Dataset content:
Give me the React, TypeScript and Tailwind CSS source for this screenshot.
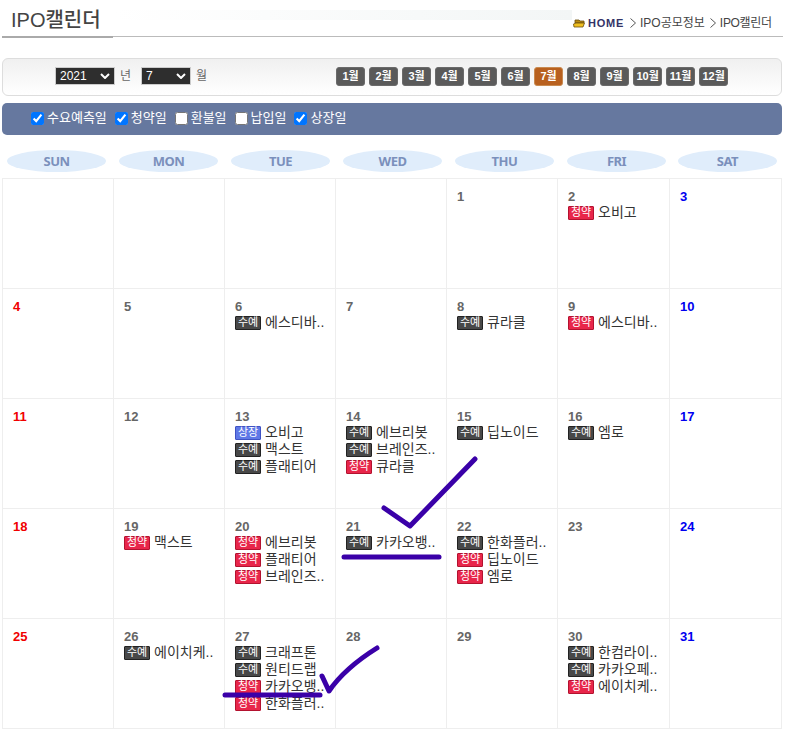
import React from 'react';

type Kind = 'su' | 'cy' | 'sj';
type Ev = [Kind, string];
type Day = { d?: number; ev?: Ev[] };

const KR = "font-['Liberation_Sans','Noto_Sans_CJK_KR',sans-serif]";

const weekdays = ['SUN', 'MON', 'TUE', 'WED', 'THU', 'FRI', 'SAT'];
const months = [1, 2, 3, 4, 5, 6, 7, 8, 9, 10, 11, 12];

const filters = [
  { label: '수요예측일', on: true },
  { label: '청약일', on: true },
  { label: '환불일', on: false },
  { label: '납입일', on: false },
  { label: '상장일', on: true },
];

const days: Day[] = [
  {}, {}, {}, {},
  { d: 1 },
  { d: 2, ev: [['cy', '오비고']] },
  { d: 3 },
  { d: 4 },
  { d: 5 },
  { d: 6, ev: [['su', '에스디바..']] },
  { d: 7 },
  { d: 8, ev: [['su', '큐라클']] },
  { d: 9, ev: [['cy', '에스디바..']] },
  { d: 10 },
  { d: 11 },
  { d: 12 },
  { d: 13, ev: [['sj', '오비고'], ['su', '맥스트'], ['su', '플래티어']] },
  { d: 14, ev: [['su', '에브리봇'], ['su', '브레인즈..'], ['cy', '큐라클']] },
  { d: 15, ev: [['su', '딥노이드']] },
  { d: 16, ev: [['su', '엠로']] },
  { d: 17 },
  { d: 18 },
  { d: 19, ev: [['cy', '맥스트']] },
  { d: 20, ev: [['cy', '에브리봇'], ['cy', '플래티어'], ['cy', '브레인즈..']] },
  { d: 21, ev: [['su', '카카오뱅..']] },
  { d: 22, ev: [['su', '한화플러..'], ['cy', '딥노이드'], ['cy', '엠로']] },
  { d: 23 },
  { d: 24 },
  { d: 25 },
  { d: 26, ev: [['su', '에이치케..']] },
  { d: 27, ev: [['su', '크래프톤'], ['su', '원티드랩'], ['cy', '카카오뱅..'], ['cy', '한화플러..']] },
  { d: 28 },
  { d: 29 },
  { d: 30, ev: [['su', '한컴라이..'], ['su', '카카오페..'], ['cy', '에이치케..']] },
  { d: 31 },
];

function Badge({ kind }: { kind: Kind }) {
  if (kind === 'cy') {
    return <span className="flex h-[14px] w-[26px] shrink-0 items-center justify-center rounded-[1px] border border-[#b3122f] bg-[#e8264a] text-[11px] leading-none text-white">청약</span>;
  }
  if (kind === 'sj') {
    return <span className="flex h-[14px] w-[26px] shrink-0 items-center justify-center rounded-[1px] border border-[#3f52c4] bg-[#5f78e6] text-[11px] leading-none text-white">상장</span>;
  }
  return <span className="flex h-[14px] w-[26px] shrink-0 items-center justify-center rounded-[1px] border border-[#222] bg-[#484848] text-[11px] leading-none text-white">수예</span>;
}

function Cell({ day, col }: { day: Day; col: number }) {
  let color = 'text-[#666]';
  if (col === 0) color = 'text-[#f00000]';
  if (col === 6) color = 'text-[#0000f0]';
  return (
    <div className="h-[110px] border-r border-b border-[#eeeeee] pt-[10px] pl-[10px]">
      {day.d && <div className={`h-[15px] text-[13px] leading-[16px] font-bold ${color}`}>{day.d}</div>}
      {day.ev?.map(([kind, name], i) => (
        <div key={i} className="flex h-[17px] items-center gap-[4px]">
          <Badge kind={kind} />
          <span className="text-[14px] leading-[17px] whitespace-nowrap text-[#333]">{name}</span>
        </div>
      ))}
    </div>
  );
}

function Chevron() {
  return (
    <svg width="10" height="6" viewBox="0 0 10 6">
      <path d="M1 1 L5 5 L9 1" fill="none" stroke="#fff" strokeWidth="2" />
    </svg>
  );
}

function Crumb() {
  return (
    <svg width="6" height="10" viewBox="0 0 6 10" className="mr-[4px] ml-[5px] shrink-0">
      <path d="M0.5 0.5 L5.5 5 L0.5 9.5" fill="none" stroke="#555" strokeWidth="1" />
    </svg>
  );
}

export default function App() {
  return (
    <div className={`relative h-[729px] w-[785px] overflow-hidden bg-white ${KR}`}>
      {/* title */}
      <div className="relative mx-[2px] flex h-[37px] w-[781px] items-start justify-between border-b border-[#bbbbbb]">
        <div className="h-[38px] w-[111px] border-b-2 border-[#aaaaaa] pt-[8px] pl-[9px] text-[20px] leading-[24px] font-medium text-[#444]">IPO캘린더</div>
        <div className="mt-[10px] h-[10px] w-[458px] bg-gradient-to-r from-white to-[#f3f6f6]" />
        <div className="mt-[15px] flex w-[210px] items-center text-[12px] leading-[16px] text-[#444]">
          <svg width="12" height="9" viewBox="0 0 12 9" className="mr-[3px]">
            <path d="M2 1 H6 L7 2 H11 L11 4 H2 Z" fill="#b98a12" stroke="#6b4e0c" strokeWidth="0.8" />
            <path d="M3 4 H11.5 L10 8 H1 L0.5 5 Z" fill="#f0c020" stroke="#6b4e0c" strokeWidth="0.8" />
          </svg>
          <span className="mr-[1px] text-[11px] font-bold tracking-[0.75px] text-[#333366]">HOME</span>
          <Crumb />
          <span>IPO공모정보</span>
          <Crumb />
          <span className="tracking-[-0.3px]">IPO캘린더</span>
        </div>
      </div>

      {/* year / month */}
      <div className="mx-[2px] mt-[21px] flex h-[38px] w-[780px] items-center rounded-[6px] border border-[#dddddd] bg-gradient-to-b from-[#f0f0f0] to-white pb-[2px]">
        <div className="ml-[52px] flex h-[18px] w-[60px] items-center justify-between border border-[#cccccc] bg-[#2e2e2e] px-[4px] text-[12px] text-white">
          2021
          <Chevron />
        </div>
        <span className="ml-[5px] text-[12px] text-[#666]">년</span>
        <div className="ml-[10px] flex h-[18px] w-[50px] items-center justify-between border border-[#cccccc] bg-[#2e2e2e] px-[4px] text-[12px] text-white">
          7
          <Chevron />
        </div>
        <span className="ml-[5px] text-[12px] text-[#666]">월</span>
        <div className="ml-[129px] flex gap-[4px]">
          {months.map((m) => (
            <div
              key={m}
              className={`flex h-[19px] w-[29px] items-center justify-center rounded-[3px] border text-[11px] font-bold text-white ${m === 7 ? 'border-[#c98a50] bg-[#b8601e]' : 'border-[#6a6a6a] bg-[#5a5a5a]'}`}
            >
              {m}월
            </div>
          ))}
        </div>
      </div>

      {/* filters */}
      <div className="mx-[2px] mt-[7px] flex h-[32px] w-[780px] items-center rounded-[5px] bg-[#66789f] pb-[2px] pl-[29px] text-[13px] text-white">
        {filters.map((f) => (
          <label key={f.label} className="mr-[8px] flex items-center gap-[3px]">
            <input type="checkbox" defaultChecked={f.on} className="h-[13px] w-[13px] accent-[#0075ff]" />
            {f.label}
          </label>
        ))}
      </div>

      {/* weekdays */}
      <div className="mt-[15px] ml-[7px] grid h-[22px] grid-cols-[112px_112px_112px_112px_112px_111px_99px]">
        {weekdays.map((w) => (
          <div key={w} className="flex h-[22px] w-[99px] items-center justify-center rounded-[50%] bg-[#e0edfb] pt-[1px] font-['Noto_Sans',sans-serif] text-[13px] font-bold tracking-[-0.5px] text-[#7b90bc]">
            {w}
          </div>
        ))}
      </div>

      {/* calendar */}
      <div className="mt-[6px] ml-[2px] grid w-[780px] grid-cols-[111px_111px_111px_111px_111px_112px_112px] border-t border-l border-[#eeeeee]">
        {days.map((day, i) => (
          <Cell key={i} day={day} col={i % 7} />
        ))}
      </div>

      {/* hand drawn marks */}
      <svg width="785" height="729" className="pointer-events-none absolute top-0 left-0">
        <g fill="none" stroke="#3a00a8" strokeWidth="5" strokeLinecap="round" strokeLinejoin="round">
          <path d="M384 508 L410 526 L475 459" />
          <path d="M344 557 L439 557" />
          <path d="M322 676 L329 691 Q345 668 377 648" />
          <path d="M225 695 L320 695" />
        </g>
      </svg>
    </div>
  );
}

Description of the task: Print, exactly as written, the lines above from the first one to the one containing "10, 11, 12];". Leave out pictures.

Result for this task:
Give me the React, TypeScript and Tailwind CSS source for this screenshot.
import React from 'react';

type Kind = 'su' | 'cy' | 'sj';
type Ev = [Kind, string];
type Day = { d?: number; ev?: Ev[] };

const KR = "font-['Liberation_Sans','Noto_Sans_CJK_KR',sans-serif]";

const weekdays = ['SUN', 'MON', 'TUE', 'WED', 'THU', 'FRI', 'SAT'];
const months = [1, 2, 3, 4, 5, 6, 7, 8, 9, 10, 11, 12];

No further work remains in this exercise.